The sharp decline in Bitcoin transactions is raising serious concerns about miner revenue and the security of the blockchain network. With transaction fees dropping dramatically and block subsidies slashed following the recent halving, miners are facing unprecedented financial pressure.
Bitcoin Transaction Drought
The number of daily Bitcoin transactions has dropped to its lowest level since late 2023, leaving the mempool nearly empty. This has led to a sharp decline in transaction fees—a crucial source of revenue for miners. When the fourth halving occurred in April 2024, the block subsidy was reduced from 6.25 BTC to 3.125 BTC, cutting the income from each block by 50%. This has forced miners to rely more on transaction fees, but with transaction volumes declining, this source of revenue is not enough to compensate.
In addition, the network is witnessing large-scale Bitcoin consolidation. Centralized cryptocurrency exchanges are increasingly moving large transactions instead of many small ones. A single consolidated transaction can move tens of thousands of BTC but only generate a single fee, much lower than the thousands of small transactions that were previously possible.

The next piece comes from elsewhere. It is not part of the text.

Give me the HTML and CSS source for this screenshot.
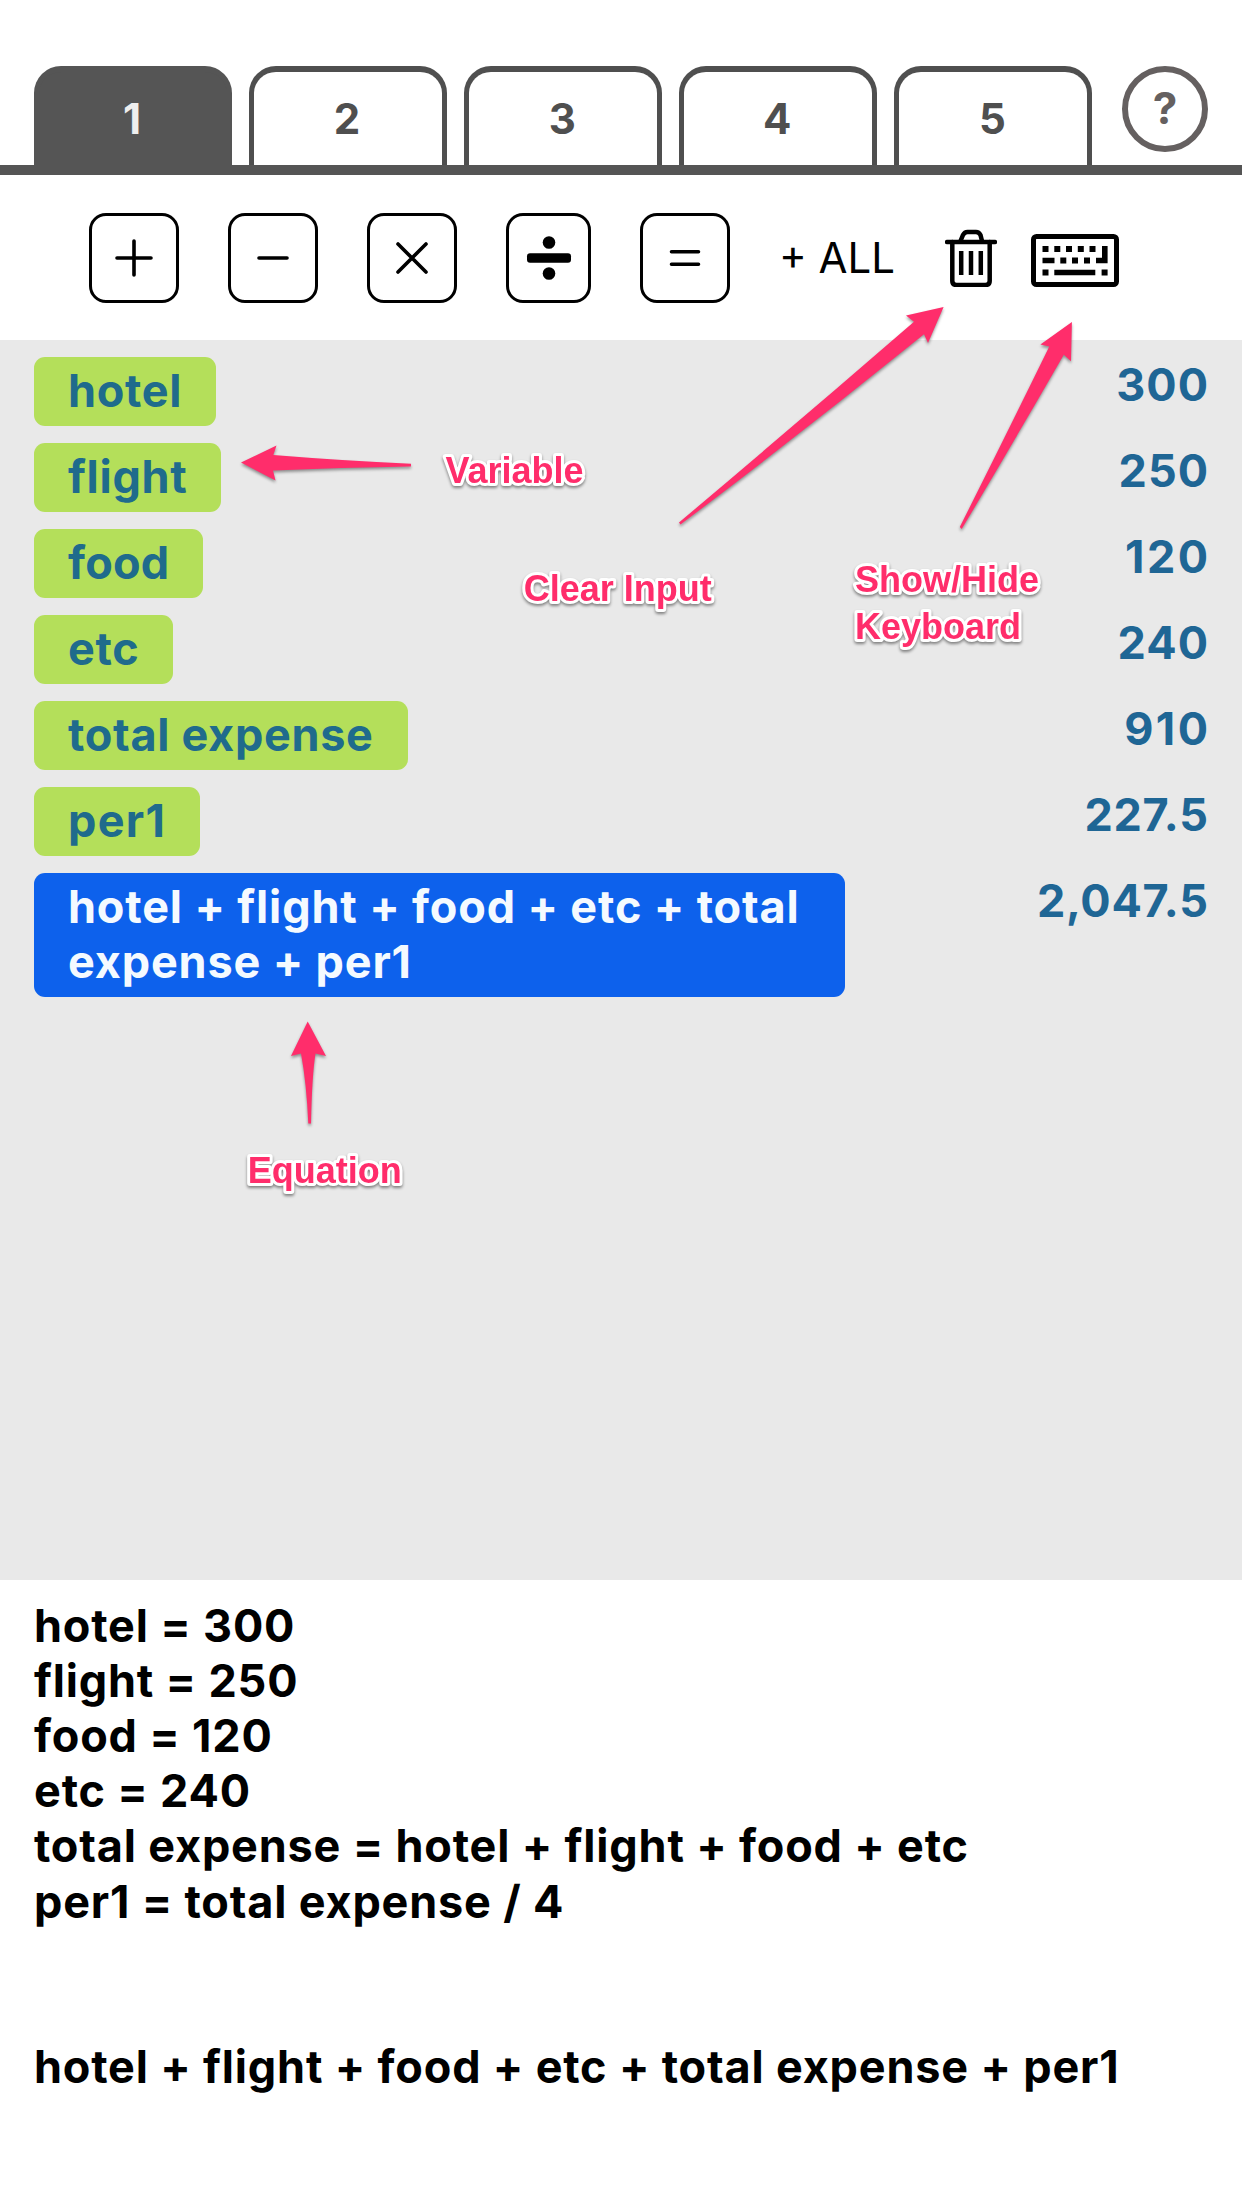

Large institutions such as MicroStrategy, Bitcoin ETFs, governments, and corporations are also limiting the number of transactions on the blockchain. Currently, Bitcoin spot ETFs in the United States hold over 1 million BTC, with the majority of the assets stored in custodial wallets—requiring very little interaction with the blockchain. As trading activity declines, the total fees received by miners have also plummeted, raising concerns about the sustainability of Bitcoin’s economic model.
Impact on Network Security
Bitcoin miners play a critical role in securing the network by validating transactions and creating new blocks. Their revenue comes from block subsidies and transaction fees. If revenue falls below operating costs—particularly energy costs—many miners may shut down, reducing the network's hashrate.
A falling hashrate makes the network more vulnerable to 51% attacks, in which a group of miners can gain control of a majority of the computing power to manipulate transactions. As the number of miners declines, Bitcoin's decentralization is also affected, undermining confidence in the system.
Long-Term Solutions
To ensure the security and stability of Bitcoin, it is necessary to promote demand for transactions on the network. Factors that can help increase transactions include:
- Participation of individual users: Expanding the ability of Bitcoin to be used for payments and everyday transactions will create incentives for small transactions. - Ordinals and Runes: Methods of recording data on the Bitcoin blockchain such as Ordinals or the Runes protocol could attract new users and generate more transactions.
- Real Assets (RWA) and DeFi on Bitcoin: Tokenizing real assets or implementing decentralized finance protocols on Bitcoin could boost transaction activity.
If these improvements do not happen, miners could continue to be stuck between declining income and increasing costs, threatening the decentralization and security of the $1.88 trillion Bitcoin ecosystem. Stimulating network growth will be key to maintaining Bitcoin's long-term sustainability.